Nous refaisons la queue pour les plats cette fois et entamons le cabri massalé. La viande est bien cuite et très moelleuse, mais le goût général est éteint. C’est du massalé pour palais zoreil fragile, si fait exprès, ou plus sûrement un plat fait à l’étouffée, sans roussi, avec une poudre éventée. Les quelques feuilles de caloupilé peinent à donner au plat un semblant de relief gustatif. C’est frustrant pour les amateurs de massalé. Il ne manque pourtant pas grand-chose pour qu’il sorte la tête de cette déprime.

Le rougail saucisses est un tas de sel. Ce qui est dommage car les saucisses sont assez bonnes, quoiqu’un peu grasses, signe d’un pedigree bas de gamme. En fait, la sauce est salée aussi, le cuisinier ne s’est peut-être pas contenté d’exploiter le sel de la charcuterie et en a rajouté. Certaines personnes aiment ça, sans doute.

Le cari bichique n’est ni fait ni à faire. On le sait, les bichiques importés, congelés, ont beaucoup moins de saveur que leur congénères locaux, vendus à prix d’or pour cause de rareté (la faute à la surpêche et au je-m’en-foutisme des pouvoirs publics concernés). Voilà pourquoi les cuisiniers ont tendance à y aller au godet de tractopelle pour l’assaisonnement, surtout concernant le gingembre. C’est aussi le cas présentement, mais cela aurait pu éventuellement passer si les bichiques n’étaient pas bouillies ! Un cari bichique mouillé est un scandale en soi. On peut comprendre que ça prenne du temps à tourner dans la marmite délicatement pour ne pas que ça attache trop au fond, mais dans ce cas pourquoi proposer le plat ? Pour faire joli ? Le « Z » de « Zarboutan » devient « Z » comme « Zéro ».

Le cari la patte pour sa part est très bon. Belle viande tendre, dont la peau fond presque en bouche. Jolie couleur appétissante. Le goût est conforme à ce qu’on attend de ce cari emblématique de la cuisine réunionnaise, épicé, profond, gourmand. Nous constatons la présence dans la sauce de plusieurs grains de ce qu’il semble être des baies roses. Celles-ci sont assez nombreuses pour oser une tentative d’aromatisation du cari, en dépit du fait que leur saveur est pâle. Il faut vraiment tomber dessus pour la ressentir. Fraîche, les baies roses s’emploient avec bien plus de prudence. Qu’importe, leur présence a donné à la sauce un côté un peu plus corsé, à la marge, et le cari s’en trouve valorisé.

Le riz a les grains trop détachés pour nous satisfaire, mais le restaurateur suit la tendance actuelle imposée par la clientèle appréciant la « sensation basmati », un riz qui, rappelons-le, ne convient pas aux plats en sauce comme les caris.
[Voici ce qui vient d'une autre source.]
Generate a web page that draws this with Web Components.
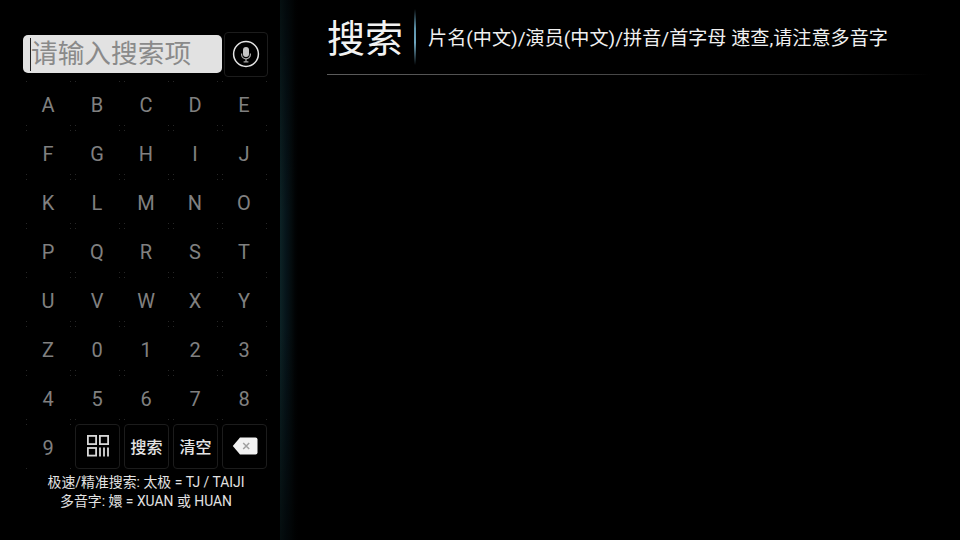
<!DOCTYPE html>
<html>
<head>
<meta charset="utf-8">
<style>
    html, body {
        margin: 0;
        height: 540px;
        overflow: hidden;
        background: #000;
        font-family: Roboto, "Noto Sans CJK SC", sans-serif;
    }
</style>
</head>
<body>
<search-page></search-page>

<template id="search-page-template">
    <style>
        :host {
            display: flex;
            width: 960px;
            height: 540px;
            background: #000;
        }
        .strip {
            flex: 0 0 18px;
            background:
                linear-gradient(to bottom, rgba(0,0,0,.55), transparent 40%, transparent 60%, rgba(0,0,0,.6)),
                linear-gradient(to right, #0c2226 0, #0b1e21 2px, #06141a 6px, #040c0e 11px, #010304 15px, #000 18px);
        }
    </style>
    <search-panel></search-panel>
    <div class="strip"></div>
    <title-bar></title-bar>
</template>

<template id="search-panel-template">
    <style>
        :host {
            display: flex;
            flex-direction: column;
            flex: 0 0 280px;
            padding-top: 32px;
            box-sizing: border-box;
        }
        .top {
            display: flex;
            align-items: center;
            gap: 2px;
            margin-left: 23px;
        }
        .field {
            box-sizing: border-box;
            width: 199px;
            height: 38px;
            margin-top: -1px;
            padding-left: 7px;
            background: #e2e2e2;
            border-radius: 5px;
            display: flex;
            align-items: center;
            color: #8a8a8a;
            font-size: 26.7px;
            white-space: nowrap;
        }
        .field span.text {
            margin-top: -5px;
        }
        .caret {
            width: 1px;
            height: 33px;
            background: #222;
        }
        .pad {
            display: grid;
            grid-template-columns: repeat(5, 45px);
            grid-auto-rows: 45px;
            gap: 4px;
            margin: 4px 0 0 26px;
        }
        .help {
            margin: 4px 0 0 12px;
            text-align: center;
            color: #e2e2e2;
            font-size: 13.9px;
            line-height: 19px;
        }
        svg { display: block; }
    </style>
    <div class="top">
        <div class="field"><span class="caret"></span><span class="text">请输入搜索项</span></div>
        <pad-button style="width:44px">
            <svg width="30" height="30" viewBox="0 0 30 30">
                <circle cx="15" cy="15" r="12.4" fill="none" stroke="#e4e4e4" stroke-width="1.5"/>
                <rect x="12" y="8" width="6" height="10" rx="3" fill="#c4c4c4"/>
                <path d="M10.6 14.5v1a4.4 4.4 0 0 0 8.8 0v-1" fill="none" stroke="#a8a8a8" stroke-width="1.2"/>
                <path d="M15 19.9v3M12.6 22.9h4.8" fill="none" stroke="#a8a8a8" stroke-width="1.2"/>
            </svg>
        </pad-button>
    </div>
    <div class="pad" id="pad"></div>
    <div class="help">极速/精准搜索: 太极 = TJ / TAIJI<br>多音字: 嬛 = XUAN 或 HUAN</div>
</template>

<template id="pad-key-template">
    <style>
        :host {
            display: flex;
            align-items: center;
            justify-content: center;
            padding: 3px 1px 0 0;
            box-sizing: border-box;
            height: 45px;
            color: #808080;
            font-size: 20px;
            background:
                linear-gradient(#262626, #262626) 0 0 / 1px 1px no-repeat,
                linear-gradient(#262626, #262626) 100% 0 / 1px 1px no-repeat,
                linear-gradient(#262626, #262626) 0 100% / 1px 1px no-repeat,
                linear-gradient(#262626, #262626) 100% 100% / 1px 1px no-repeat;
        }
    </style>
    <slot></slot>
</template>

<template id="pad-button-template">
    <style>
        :host {
            display: flex;
            align-items: center;
            justify-content: center;
            box-sizing: border-box;
            height: 45px;
            padding-bottom: 2px;
            border: 1px solid #1c1c1c;
            border-radius: 4px;
            color: #e4e4e4;
            font-size: 16px;
            font-weight: 500;
        }
    </style>
    <slot></slot>
</template>

<template id="title-bar-template">
    <style>
        :host {
            display: block;
            flex: 1;
            padding-left: 29px;
        }
        .head {
            display: flex;
            align-items: center;
            height: 74px;
            width: 603px;
            box-sizing: border-box;
            padding-top: 3px;
        }
        h1 {
            margin: -6px 0 0;
            font-size: 38px;
            font-weight: 400;
            color: #f2f2f2;
            white-space: nowrap;
        }
        .sep {
            width: 2px;
            height: 56px;
            margin: -3px 12px 0 11px;
            background: linear-gradient(to bottom, transparent, #5f95ad 35%, #6ea6bf 60%, transparent);
        }
        p {
            margin: -3px 0 0;
            font-size: 19.12px;
            color: #f0f0f0;
            white-space: nowrap;
        }
        .rule {
            width: 603px;
            height: 1px;
            background: linear-gradient(to right, #5c5c5c, #444 55%, #222 85%, #000);
        }
    </style>
    <div class="head">
        <h1>搜索</h1>
        <div class="sep"></div>
        <p>片名(中文)/演员(中文)/拼音/首字母 速查,请注意多音字</p>
    </div>
    <div class="rule"></div>
</template>

<script>
    // all the elements here only clone their template, so share that
    class TemplatedElement extends HTMLElement {
        constructor(id) {
            super();
            const template = document.querySelector(id);
            const clone = document.importNode(template.content, true);
            this.attachShadow({ mode: 'open' }).appendChild(clone);
        }
    }

    customElements.define('pad-key', class extends TemplatedElement {
        constructor() { super('#pad-key-template'); }
    });

    customElements.define('pad-button', class extends TemplatedElement {
        constructor() { super('#pad-button-template'); }
    });

    customElements.define('title-bar', class extends TemplatedElement {
        constructor() { super('#title-bar-template'); }
    });

    customElements.define('search-panel', class extends TemplatedElement {
        constructor() { super('#search-panel-template'); }

        connectedCallback() {
            const pad = this.shadowRoot.querySelector('#pad');
            if (pad.children.length) return;
            for (const ch of 'ABCDEFGHIJKLMNOPQRSTUVWXYZ0123456789') {
                const key = document.createElement('pad-key');
                key.textContent = ch;
                pad.appendChild(key);
            }
            const qr = document.createElement('pad-button');
            qr.innerHTML = `<svg width="23" height="23" viewBox="0 0 23 23" style="display:block">
                <g fill="none" stroke="#d8d8d8" stroke-width="1.8">
                    <rect x="1.9" y="1.9" width="8.2" height="8.2"/>
                    <rect x="13.9" y="1.9" width="8.2" height="8.2"/>
                    <rect x="1.9" y="14" width="8.2" height="7.6"/>
                    <path d="M14 13.5v9M18 13.5v9M22 13.5v9"/>
                </g></svg>`;
            pad.appendChild(qr);
            for (const label of ['搜索', '清空']) {
                const btn = document.createElement('pad-button');
                btn.textContent = label;
                pad.appendChild(btn);
            }
            const del = document.createElement('pad-button');
            del.innerHTML = `<svg width="26" height="18" viewBox="0 0 26 18" style="display:block">
                <path d="M8 .5H23.5a2 2 0 0 1 2 2v13a2 2 0 0 1-2 2H8L.8 9z" fill="#f2f2f2"/>
                <path d="M11.2 6l6 6M17.2 6l-6 6" stroke="#a0a0a0" stroke-width="1.5"/></svg>`;
            pad.appendChild(del);
        }
    });

    customElements.define('search-page', class extends TemplatedElement {
        constructor() { super('#search-page-template'); }
    });
</script>
</body>
</html>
Les grains sont corrects. Le rougail margoze est ciselé épais, avec un assaisonnement très passable, ou alors il a été mal mélangé.

Un tiramisu pour clôt le repas. Fait maison ou acheté à un prestataire, c’est un « tirami-en-dessous ». C’est lourd et grossier, avec une crème trop épaisse. Du comblage flingue-diabétique.

Nous réglons une note de 64 euros pour deux formules « à volonté », deux desserts et des boissons. Le rapport qualité-prix est mauvais.

Le Zarboutan est l’archétype du restaurant du midi pour travailleurs qui sait de temps en temps sortir des plats très corrects, mais qui semble globalement privilégier la quantité à la qualité, et cuisine à la va-vite, à l’économie. Les idées sont pourtant là. Si nous avons vu largement pire dans la catégorie des buffets à volonté, celui-ci mériterait un peu plus d’attention de la part du (des) cuistot(s), même si certains clients ne viennent que pour se remplir le ventre en vitesse. Excepté trois groupes, sans doute des entreprises du coin, il n’y avait pas tant de monde que cela ce jour-là, et apparemment pas mal d’habitués. Nous sommes certains que ce restaurant peut faire beaucoup mieux, mais pour le moment, on se demande de quoi est ce « Zarboutan »… pas de la cuisine traditionnelle réunionnaise en tous les cas.

Cette critique est faite suite à notre visite du mardi 22 novembre à midi. Elle est subjective par nature et ne prétend pas être une vérité absolue et définitive sur la qualité du service et des plats de ce restaurant. Nous certifions n’avoir aucun lien avec les responsables de cet établissement ni aucun intérêt à lui donner une bonne ou une mauvaise note. Faites vous votre propre opinion.